Here is an example User agent sent when you visit a website with a Chrome browser:
'User-Agent': 'Mozilla/5.0 (Windows NT 10.0; Win64; x64) AppleWebKit/537.36 (KHTML, like Gecko) Chrome/98.0.4758.82 Safari/537.36'
When scraping a website, you also need to set user-agents on every request as otherwise the website may block your requests because it knows you aren't a real user.
For example, when you make a request with Go Colly it sends the following user-agent with the request.
"User-Agent": "colly - https://github.com/gocolly/colly",
This user agent will clearly identify your requests are being made by the Go Colly library, so the website can easily block you from scraping the site.
That is why we need to manage the user-agents Go Colly sends with our requests.
How To Set A Fake User-Agent In Go Colly
Setting Go Colly to use a fake user-agent is very easy. We just need to set a User-Agent
header everytime a new request is sent using the OnRequest()
event.
package main
import (
"bytes"
"log"
"github.com/gocolly/colly"
)
func main() {
// Instantiate default collector
c := colly.NewCollector(colly.AllowURLRevisit())
// Set Fake User Agent
c.OnRequest(func(r *colly.Request) {
r.Headers.Set("User-Agent", "1 Mozilla/5.0 (iPad; CPU OS 12_2 like Mac OS X) AppleWebKit/605.1.15 (KHTML, like Gecko) Mobile/15E148")
})
// Print the Response
c.OnResponse(func(r *colly.Response) {
log.Printf("%s\n", bytes.Replace(r.Body, []byte("\n"), nil, -1))
})
// Fetch httpbin.org/headers five times
for i := 0; i < 5; i++ {
c.Visit("http://httpbin.org/headers")
}
}
From here our scraper will use this user-agent for every request.
However, if you are scraping at scale then using the same user-agent for every request isn't best practice as it makes it easier for the website to detect you as a scraper.
To solve this problem we will need to configure our Go Colly scraper to use a random user-agent with every request.

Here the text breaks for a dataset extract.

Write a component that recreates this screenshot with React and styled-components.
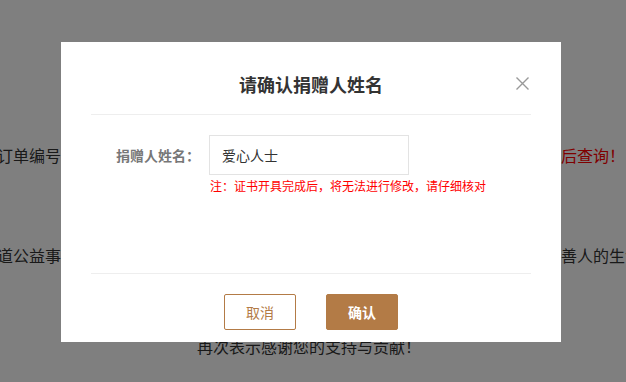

How To Rotate Through Random User-Agents
With Go Colly, rotating through user-agents is also pretty straightforward. We just need a slice of user-agents and and have our scraper use a random one with every request.
package main
import (
"bytes"
"log"
"math/rand"
"github.com/gocolly/colly"
)
func RandomString(userAgentList []string) string {
randomIndex := rand.Intn(len(userAgentList))
return userAgentList[randomIndex]
}
func main() {
// Instantiate default collector
c := colly.NewCollector(colly.AllowURLRevisit())
userAgentList := []string{
"Mozilla/5.0 (Windows NT 10.0; Win64; x64) AppleWebKit/537.36 (KHTML, like Gecko) Chrome/93.0.4577.82 Safari/537.36",
"Mozilla/5.0 (iPhone; CPU iPhone OS 14_4_2 like Mac OS X) AppleWebKit/605.1.15 (KHTML, like Gecko) Version/14.0.3 Mobile/15E148 Safari/604.1",
"Mozilla/5.0 (Windows NT 10.0; Win64; x64) AppleWebKit/537.36 (KHTML, like Gecko) Chrome/87.0.4280.141 Safari/537.36 Edg/87.0.664.75",
"Mozilla/5.0 (Windows NT 10.0; Win64; x64) AppleWebKit/537.36 (KHTML, like Gecko) Chrome/70.0.3538.102 Safari/537.36 Edge/18.18363",
}
// Set Random Fake User Agent
c.OnRequest(func(r *colly.Request) {
r.Headers.Set("User-Agent", RandomString(userAgentList))
})
// Print the Response
c.OnResponse(func(r *colly.Response) {
log.Printf("%s\n", bytes.Replace(r.Body, []byte("\n"), nil, -1))
})
// Fetch httpbin.org/ip five times
for i := 0; i < 5; i++ {
c.Visit("http://httpbin.org/headers")
}
}
This works but it has drawbacks as we would need to build & keep an up-to-date list of user-agents ourselves.
An alternative approach is to use the RandomUserAgent Extension as it generates the list of user-agents for you.
To use the RandomUserAgent Extension we just need to import it and add extensions.RandomUserAgent(c)
to our code.
package main
import (
"bytes"
"log"
"github.com/gocolly/colly"
"github.com/gocolly/colly/extensions"
)
func main() {
// Instantiate default collector
c := colly.NewCollector(colly.AllowURLRevisit())
// Add Random User Agents
extensions.RandomUserAgent(c)
// Print the Response
c.OnResponse(func(r *colly.Response) {
log.Printf("%s\n", bytes.Replace(r.Body, []byte("\n"), nil, -1))
})
// Fetch httpbin.org/ip five times
for i := 0; i < 5; i++ {
c.Visit("http://httpbin.org/headers")
}
}
The RandomUserAgent Extension works, however, as you can see from the code the number of fake user-agents it can generate is pretty small.